Я не стала его разубеждать. Папе наверняка нравится так думать. И это по-взрослому — позволить ему и дальше заблуждаться, если папе так легче.
Именно ради Калифорнии он отправил меня в летнюю школу. Я всю жизнь прожила в Нью-Йорке, и поскольку поступление в университет было уже не за горами, старый добрый Байрон решил, что мне пора на пробу покинуть Верхний Ист-Сайд (правда, он уверял, что они с мамой будут страшно по мне скучать). Интересно, жалеет ли он сейчас, что не держал меня поближе к дому. Что так превозносил «расширение горизонтов» (фраза, которую я слышу от него постоянно).

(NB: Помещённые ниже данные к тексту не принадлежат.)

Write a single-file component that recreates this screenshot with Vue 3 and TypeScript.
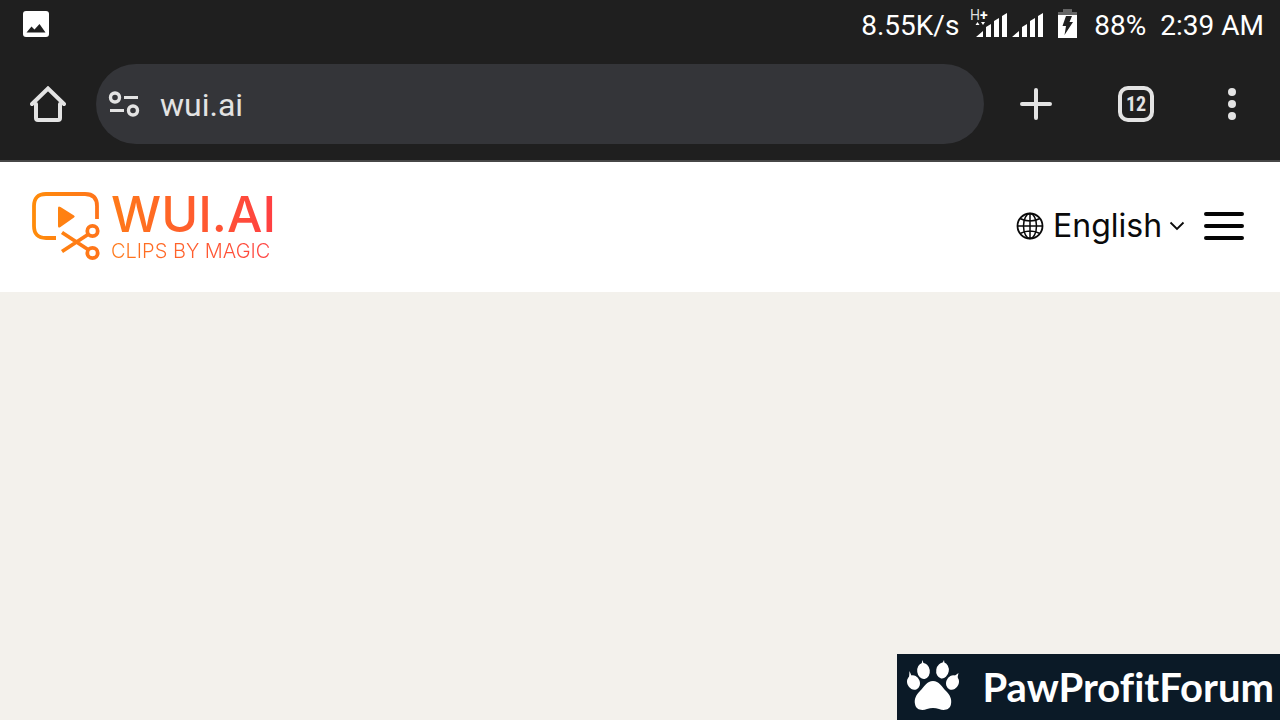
<script setup lang="ts">
import { ref } from 'vue'

const address = ref<string>('wui.ai')
const language = ref<string>('English')
const languages: string[] = ['English']
const openTabs = 12
</script>

<template>
  <div class="screen">
    <div class="status">
      <svg class="picture" width="26" height="26" viewBox="0 0 26 26" aria-hidden="true">
        <rect width="26" height="26" rx="3" fill="#fff" />
        <path d="M3.500 21.500 8.500 15.500 11.500 18.500 16.500 13 22.500 21.500Z" fill="#1f1f1f" />
      </svg>
      <span class="speed">8.55K/s</span>
      <svg class="signal" width="73" height="32" viewBox="0 0 73 32" aria-hidden="true">
        <text class="network" x="-1" y="12">H<tspan class="plus">+</tspan></text>
        <g fill="#fff">
          <path d="M4.500 17 6.500 14 8.500 17ZM10 14H14L12 17Z" />
          <path d="M5 29 12 23V29ZM15 29V19L20 16V29ZM23 29V13L28 10V29ZM31 29V8L36 5V29Z" />
          <path d="M41 29 48 23V29ZM51 29V19L56 16V29ZM59 29V13L64 10V29ZM67 29V8L72 5V29Z" />
        </g>
      </svg>
      <svg class="battery" width="19" height="30" viewBox="0 0 19 30" aria-hidden="true">
        <path d="M5 0H14V3H19V6H0V3H5Z" fill="#656565" />
        <path d="M0 6H19V29H0Z" fill="#fff" />
        <path d="M8 7H14L11.500 13H15L6.500 26 8 17H4.500Z" fill="#1f1f1f" />
      </svg>
      <span class="percent">88%</span>
      <time>2:39 AM</time>
    </div>

    <nav class="toolbar" aria-label="Browser">
      <button class="home" type="button" aria-label="Home">
        <svg width="36" height="36" viewBox="0 0 36 36" fill="none" stroke="#e3e3e3" stroke-width="4" stroke-linejoin="round" stroke-linecap="round">
          <path d="M6 18V32Q6 34 8 34H28Q30 34 30 32V18" />
          <path d="M2 18 18 2.500 34 18" stroke-linejoin="miter" />
        </svg>
      </button>
      <div class="omnibox">
        <button type="button" aria-label="Site information">
          <svg width="32" height="28" viewBox="0 0 32 28" fill="none" stroke="#e3e3e3">
            <circle cx="7" cy="7.500" r="4.500" stroke-width="3.400" />
            <circle cx="25" cy="20.500" r="4.500" stroke-width="3.400" />
            <path d="M16 7.500H30M2 20.500H16" stroke-width="3" />
          </svg>
        </button>
        <input v-model="address" type="text" aria-label="Address" spellcheck="false" />
      </div>
      <div class="actions">
        <button type="button" aria-label="New tab">
          <svg width="32" height="32" viewBox="0 0 32 32" stroke="#e3e3e3" stroke-width="4" stroke-linecap="round">
            <path d="M16 2V30M2 16H30" />
          </svg>
        </button>
        <button class="tabs" type="button" aria-label="Open tabs">{{ openTabs }}</button>
        <button class="more" type="button" aria-label="More">
          <svg width="8" height="32" viewBox="0 0 8 32" fill="#e3e3e3">
            <circle cx="4" cy="4" r="4" />
            <circle cx="4" cy="16" r="4" />
            <circle cx="4" cy="28" r="4" />
          </svg>
        </button>
      </div>
    </nav>

    <header class="site">
      <a class="brand" href="#">
        <svg width="68" height="70" viewBox="0 1 68 70" fill="none" aria-hidden="true">
          <defs>
            <linearGradient id="mark" x1="0" y1="0" x2="68" y2="0" gradientUnits="userSpaceOnUse">
              <stop stop-color="#ff8c0a" />
              <stop offset="1" stop-color="#ff741b" />
            </linearGradient>
          </defs>
          <g stroke="url(#mark)" stroke-width="3.800">
            <path d="M24 48H14Q2 48 2 36V16Q2 4 14 4H53Q65 4 65 16V29" />
            <path d="M30 42.500 56 59.500M30 61.500 56 44.500" />
            <circle cx="60.500" cy="41" r="5.200" />
            <circle cx="60.500" cy="63" r="5.200" />
          </g>
          <path d="M26 18Q26 15.500 28.500 17L42 25.500Q43.500 26.500 42 27.500L28.500 37Q26 38.500 26 36Z" fill="url(#mark)" />
        </svg>
        <span class="words">
          <span class="name">WUI.AI</span>
          <span class="motto">CLIPS BY MAGIC</span>
        </span>
      </a>
      <div class="controls">
        <label class="language">
          <svg width="28" height="28" viewBox="0 0 28 28" fill="none" stroke="#0a0a0a" stroke-width="1.500" aria-hidden="true">
            <circle cx="14" cy="14" r="12.500" stroke-width="1.800" />
            <ellipse cx="14" cy="14" rx="6.500" ry="12.500" />
            <path d="M14 1.500V26.500M1.500 14H26.500M4 6.500Q14 11.500 24 6.500M4 21.500Q14 16.500 24 21.500" />
          </svg>
          <select v-model="language" aria-label="Language">
            <option v-for="item in languages" :key="item">{{ item }}</option>
          </select>
          <svg width="16" height="10" viewBox="0 0 16 10" fill="none" stroke="#0a0a0a" stroke-width="1.800" aria-hidden="true">
            <path d="M1.500 1.500 8 8 14.500 1.500" />
          </svg>
        </label>
        <button class="menu" type="button" aria-label="Menu">
          <svg width="40" height="28" viewBox="0 0 40 28" stroke="#050505" stroke-width="4" stroke-linecap="round">
            <path d="M2 2H38M2 14H38M2 26H38" />
          </svg>
        </button>
      </div>
    </header>

    <main class="page">
      <div class="forum">
        <svg width="52" height="54" viewBox="0 1 52 54" fill="#fff" aria-hidden="true">
          <path d="M26 22C32 22 35 28 39 32C43 36 45 40 44 45C43 51 37 52 32 50Q26 48 20 50C15 52 9 51 8 45C7 40 9 36 13 32C17 28 20 22 26 22Z" />
          <ellipse cx="16.500" cy="12" rx="6.300" ry="8" transform="rotate(-8 16.500 12)" />
          <ellipse cx="35.500" cy="11.500" rx="6.300" ry="8" transform="rotate(10 35.500 11.500)" />
          <ellipse cx="6.500" cy="23.500" rx="6.300" ry="7.500" transform="rotate(-22 6.500 23.500)" />
          <ellipse cx="45.500" cy="23.500" rx="6.300" ry="7.500" transform="rotate(22 45.500 23.500)" />
          <path d="M14 7 15.500 1 17 6ZM34.500 6 37 1 38 7ZM2 19 2.500 12 5 18ZM46 18 51.500 14 50 21Z" />
        </svg>
        <span>PawProfitForum</span>
      </div>
    </main>
  </div>
</template>

<style>
body {
  margin: 0;
}
</style>

<style scoped>
.screen {
  display: flex;
  flex-direction: column;
  min-height: 100vh;
  font-family: Roboto, "Liberation Sans", sans-serif;
}

button {
  display: flex;
  align-items: center;
  justify-content: center;
  padding: 0;
  border: 0;
  background: none;
  color: inherit;
  font: inherit;
}

svg {
  display: block;
  flex: none;
}

.status {
  display: flex;
  align-items: center;
  height: 48px;
  padding: 0 16px 0 23px;
  background: #1f1f1f;
  color: #fff;
  font-size: 28px;
  line-height: 48px;
}

.status span,
.status time {
  padding-top: 3px;
}

.speed {
  margin-left: auto;
}

.signal {
  margin-left: 12px;
  overflow: visible;
}

.network {
  fill: #ddd;
  font-size: 14px;
}

.plus {
  fill: #fff;
  font-weight: 700;
}

.battery {
  margin: 0 17px 0 14px;
}

.percent {
  margin-right: 14px;
}

.toolbar {
  display: flex;
  align-items: center;
  height: 112px;
  border-bottom: 2px solid #474747;
  background: #1f1f1f;
  color: #e3e3e3;
}

.home {
  width: 96px;
  height: 80px;
}

.omnibox {
  display: flex;
  flex: 1;
  align-items: center;
  gap: 20px;
  height: 80px;
  padding: 0 32px 0 12px;
  box-sizing: border-box;
  border-radius: 40px;
  background: #343539;
}

.omnibox input {
  flex: 1;
  min-width: 0;
  padding: 2px 0 0;
  border: 0;
  outline: 0;
  background: none;
  color: #e3e3e3;
  font: 32px/40px Roboto, "Liberation Sans", sans-serif;
}

.actions {
  display: flex;
  align-items: center;
  justify-content: space-between;
  padding: 0 44px 0 36px;
}

.tabs {
  width: 36px;
  height: 36px;
  margin: 0 74px 0 66px;
  box-sizing: border-box;
  border: 4px solid #e3e3e3;
  border-radius: 10px;
  font: 700 20px/28px "Roboto Condensed", Roboto, sans-serif;
}

.site {
  display: flex;
  align-items: center;
  justify-content: space-between;
  height: 128px;
  padding: 0 36px 2px 32px;
  background: #fff;
  font-family: Inter, "Liberation Sans", sans-serif;
}

.brand {
  display: flex;
  align-items: center;
  gap: 11px;
  text-decoration: none;
}

.words {
  display: flex;
  flex-direction: column;
  background: linear-gradient(90deg, #ff7a18, #ff3f43);
  background-clip: text;
  color: transparent;
}

.name {
  font-size: 50px;
  font-weight: 500;
  line-height: 50px;
}

.motto {
  font-size: 20px;
  font-weight: 300;
  line-height: 24px;
}

.controls,
.language {
  display: flex;
  align-items: center;
}

.controls {
  gap: 19px;
}

.language select {
  margin: 0 6px 0 9px;
  padding: 0;
  border: 0;
  outline: 0;
  appearance: none;
  background: none;
  color: #0a0a0a;
  font: 32px/40px Inter, "Liberation Sans", sans-serif;
}

.page {
  display: flex;
  flex: 1;
  align-items: flex-end;
  justify-content: flex-end;
  background: #f3f1ec;
}

.forum {
  display: flex;
  align-items: center;
  gap: 23px;
  height: 66px;
  padding: 0 6px 0 10px;
  background: #0b1a27;
  color: #fff;
  font: 700 40px/66px Lato, "Liberation Sans", sans-serif;
  font-variant-ligatures: none;
}
</style>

Папа поцеловал меня в макушку перед уходом, хотя с тех пор, как мне исполнилось пятнадцать, он выше меня всего сантиметров на пять. Мама и вовсе обошлась без поцелуев. Во мне метр семьдесят, и я на десять сантиметров выше мамы. Она всегда удивлялась моему росту, гадая, откуда я такая взялась: ей будто не верилось, что существо, которое когда-то жило у нее внутри, способно вытянуться до таких размеров. Однажды мы с мамой обедали у ее приятельницы, и мама заявила, что в больнице меня наверняка подменили. Не могла же она родить такого огромного ребенка! Я напомнила, что у нас ней одинаковые зеленые глаза, а волосы и брови я очевидно унаследовала от отца.